SHORT EXERCISE:
What follows is a listing; give it again exactly, in its entirety.

DATASET CONTENT:
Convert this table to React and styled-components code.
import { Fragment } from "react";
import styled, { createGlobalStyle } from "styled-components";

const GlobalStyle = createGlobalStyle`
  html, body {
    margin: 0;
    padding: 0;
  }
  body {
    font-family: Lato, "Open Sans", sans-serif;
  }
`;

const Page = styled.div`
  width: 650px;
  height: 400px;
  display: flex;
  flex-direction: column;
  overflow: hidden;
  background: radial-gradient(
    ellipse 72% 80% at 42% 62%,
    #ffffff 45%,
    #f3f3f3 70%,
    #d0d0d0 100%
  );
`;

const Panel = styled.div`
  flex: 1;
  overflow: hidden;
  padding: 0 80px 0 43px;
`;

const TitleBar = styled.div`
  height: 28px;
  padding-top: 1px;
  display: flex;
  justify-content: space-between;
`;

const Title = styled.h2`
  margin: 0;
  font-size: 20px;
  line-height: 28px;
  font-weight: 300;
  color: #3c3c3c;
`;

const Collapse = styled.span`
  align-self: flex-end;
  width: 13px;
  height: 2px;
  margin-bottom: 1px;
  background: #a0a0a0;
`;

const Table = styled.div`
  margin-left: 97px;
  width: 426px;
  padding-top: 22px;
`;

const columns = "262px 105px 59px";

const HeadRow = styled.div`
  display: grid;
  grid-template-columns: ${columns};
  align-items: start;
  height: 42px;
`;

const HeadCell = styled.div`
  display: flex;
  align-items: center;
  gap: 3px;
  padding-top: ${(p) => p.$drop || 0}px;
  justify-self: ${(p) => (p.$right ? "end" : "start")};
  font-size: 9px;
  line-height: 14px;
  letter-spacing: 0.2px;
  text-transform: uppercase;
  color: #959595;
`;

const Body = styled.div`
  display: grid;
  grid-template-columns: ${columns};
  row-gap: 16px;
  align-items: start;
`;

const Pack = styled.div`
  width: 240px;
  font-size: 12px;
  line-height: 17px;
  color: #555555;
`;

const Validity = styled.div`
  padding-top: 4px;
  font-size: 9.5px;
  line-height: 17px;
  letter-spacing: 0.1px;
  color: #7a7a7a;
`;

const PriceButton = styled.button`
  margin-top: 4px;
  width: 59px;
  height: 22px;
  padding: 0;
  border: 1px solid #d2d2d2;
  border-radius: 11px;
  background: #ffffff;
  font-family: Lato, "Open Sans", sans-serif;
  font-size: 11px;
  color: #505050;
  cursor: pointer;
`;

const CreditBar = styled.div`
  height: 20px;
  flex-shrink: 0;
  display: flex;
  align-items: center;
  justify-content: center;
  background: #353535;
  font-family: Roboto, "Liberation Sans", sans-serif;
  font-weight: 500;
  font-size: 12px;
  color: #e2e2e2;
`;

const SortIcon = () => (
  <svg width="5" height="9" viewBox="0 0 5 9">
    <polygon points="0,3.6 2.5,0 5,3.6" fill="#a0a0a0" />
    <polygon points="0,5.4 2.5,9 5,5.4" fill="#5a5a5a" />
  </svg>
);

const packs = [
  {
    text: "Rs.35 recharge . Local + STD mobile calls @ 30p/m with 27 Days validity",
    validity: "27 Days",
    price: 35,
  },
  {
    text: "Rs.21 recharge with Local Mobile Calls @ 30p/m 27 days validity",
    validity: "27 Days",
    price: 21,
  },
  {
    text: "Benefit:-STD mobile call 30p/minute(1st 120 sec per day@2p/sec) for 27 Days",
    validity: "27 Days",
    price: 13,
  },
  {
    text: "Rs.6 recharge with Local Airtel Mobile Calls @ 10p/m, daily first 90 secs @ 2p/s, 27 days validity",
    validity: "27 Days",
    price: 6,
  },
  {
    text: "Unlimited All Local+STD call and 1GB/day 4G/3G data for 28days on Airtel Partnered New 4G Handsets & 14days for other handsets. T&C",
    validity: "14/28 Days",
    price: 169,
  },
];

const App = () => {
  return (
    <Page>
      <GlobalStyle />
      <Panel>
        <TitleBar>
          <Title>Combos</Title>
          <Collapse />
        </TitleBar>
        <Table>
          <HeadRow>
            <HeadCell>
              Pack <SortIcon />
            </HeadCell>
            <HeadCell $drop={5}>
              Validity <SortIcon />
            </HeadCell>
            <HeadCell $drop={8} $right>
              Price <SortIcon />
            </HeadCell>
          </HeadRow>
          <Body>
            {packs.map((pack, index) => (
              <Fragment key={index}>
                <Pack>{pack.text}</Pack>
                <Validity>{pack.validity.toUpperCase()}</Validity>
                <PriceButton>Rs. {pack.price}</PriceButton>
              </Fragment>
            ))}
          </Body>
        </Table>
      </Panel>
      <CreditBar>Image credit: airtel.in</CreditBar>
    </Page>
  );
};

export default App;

THE SOLUTION:
Convert this table to React and styled-components code.
import { Fragment } from "react";
import styled, { createGlobalStyle } from "styled-components";

const GlobalStyle = createGlobalStyle`
  html, body {
    margin: 0;
    padding: 0;
  }
  body {
    font-family: Lato, "Open Sans", sans-serif;
  }
`;

const Page = styled.div`
  width: 650px;
  height: 400px;
  display: flex;
  flex-direction: column;
  overflow: hidden;
  background: radial-gradient(
    ellipse 72% 80% at 42% 62%,
    #ffffff 45%,
    #f3f3f3 70%,
    #d0d0d0 100%
  );
`;

const Panel = styled.div`
  flex: 1;
  overflow: hidden;
  padding: 0 80px 0 43px;
`;

const TitleBar = styled.div`
  height: 28px;
  padding-top: 1px;
  display: flex;
  justify-content: space-between;
`;

const Title = styled.h2`
  margin: 0;
  font-size: 20px;
  line-height: 28px;
  font-weight: 300;
  color: #3c3c3c;
`;

const Collapse = styled.span`
  align-self: flex-end;
  width: 13px;
  height: 2px;
  margin-bottom: 1px;
  background: #a0a0a0;
`;

const Table = styled.div`
  margin-left: 97px;
  width: 426px;
  padding-top: 22px;
`;

const columns = "262px 105px 59px";

const HeadRow = styled.div`
  display: grid;
  grid-template-columns: ${columns};
  align-items: start;
  height: 42px;
`;

const HeadCell = styled.div`
  display: flex;
  align-items: center;
  gap: 3px;
  padding-top: ${(p) => p.$drop || 0}px;
  justify-self: ${(p) => (p.$right ? "end" : "start")};
  font-size: 9px;
  line-height: 14px;
  letter-spacing: 0.2px;
  text-transform: uppercase;
  color: #959595;
`;

const Body = styled.div`
  display: grid;
  grid-template-columns: ${columns};
  row-gap: 16px;
  align-items: start;
`;

const Pack = styled.div`
  width: 240px;
  font-size: 12px;
  line-height: 17px;
  color: #555555;
`;

const Validity = styled.div`
  padding-top: 4px;
  font-size: 9.5px;
  line-height: 17px;
  letter-spacing: 0.1px;
  color: #7a7a7a;
`;

const PriceButton = styled.button`
  margin-top: 4px;
  width: 59px;
  height: 22px;
  padding: 0;
  border: 1px solid #d2d2d2;
  border-radius: 11px;
  background: #ffffff;
  font-family: Lato, "Open Sans", sans-serif;
  font-size: 11px;
  color: #505050;
  cursor: pointer;
`;

const CreditBar = styled.div`
  height: 20px;
  flex-shrink: 0;
  display: flex;
  align-items: center;
  justify-content: center;
  background: #353535;
  font-family: Roboto, "Liberation Sans", sans-serif;
  font-weight: 500;
  font-size: 12px;
  color: #e2e2e2;
`;

const SortIcon = () => (
  <svg width="5" height="9" viewBox="0 0 5 9">
    <polygon points="0,3.6 2.5,0 5,3.6" fill="#a0a0a0" />
    <polygon points="0,5.4 2.5,9 5,5.4" fill="#5a5a5a" />
  </svg>
);

const packs = [
  {
    text: "Rs.35 recharge . Local + STD mobile calls @ 30p/m with 27 Days validity",
    validity: "27 Days",
    price: 35,
  },
  {
    text: "Rs.21 recharge with Local Mobile Calls @ 30p/m 27 days validity",
    validity: "27 Days",
    price: 21,
  },
  {
    text: "Benefit:-STD mobile call 30p/minute(1st 120 sec per day@2p/sec) for 27 Days",
    validity: "27 Days",
    price: 13,
  },
  {
    text: "Rs.6 recharge with Local Airtel Mobile Calls @ 10p/m, daily first 90 secs @ 2p/s, 27 days validity",
    validity: "27 Days",
    price: 6,
  },
  {
    text: "Unlimited All Local+STD call and 1GB/day 4G/3G data for 28days on Airtel Partnered New 4G Handsets & 14days for other handsets. T&C",
    validity: "14/28 Days",
    price: 169,
  },
];

const App = () => {
  return (
    <Page>
      <GlobalStyle />
      <Panel>
        <TitleBar>
          <Title>Combos</Title>
          <Collapse />
        </TitleBar>
        <Table>
          <HeadRow>
            <HeadCell>
              Pack <SortIcon />
            </HeadCell>
            <HeadCell $drop={5}>
              Validity <SortIcon />
            </HeadCell>
            <HeadCell $drop={8} $right>
              Price <SortIcon />
            </HeadCell>
          </HeadRow>
          <Body>
            {packs.map((pack, index) => (
              <Fragment key={index}>
                <Pack>{pack.text}</Pack>
                <Validity>{pack.validity.toUpperCase()}</Validity>
                <PriceButton>Rs. {pack.price}</PriceButton>
              </Fragment>
            ))}
          </Body>
        </Table>
      </Panel>
      <CreditBar>Image credit: airtel.in</CreditBar>
    </Page>
  );
};

export default App;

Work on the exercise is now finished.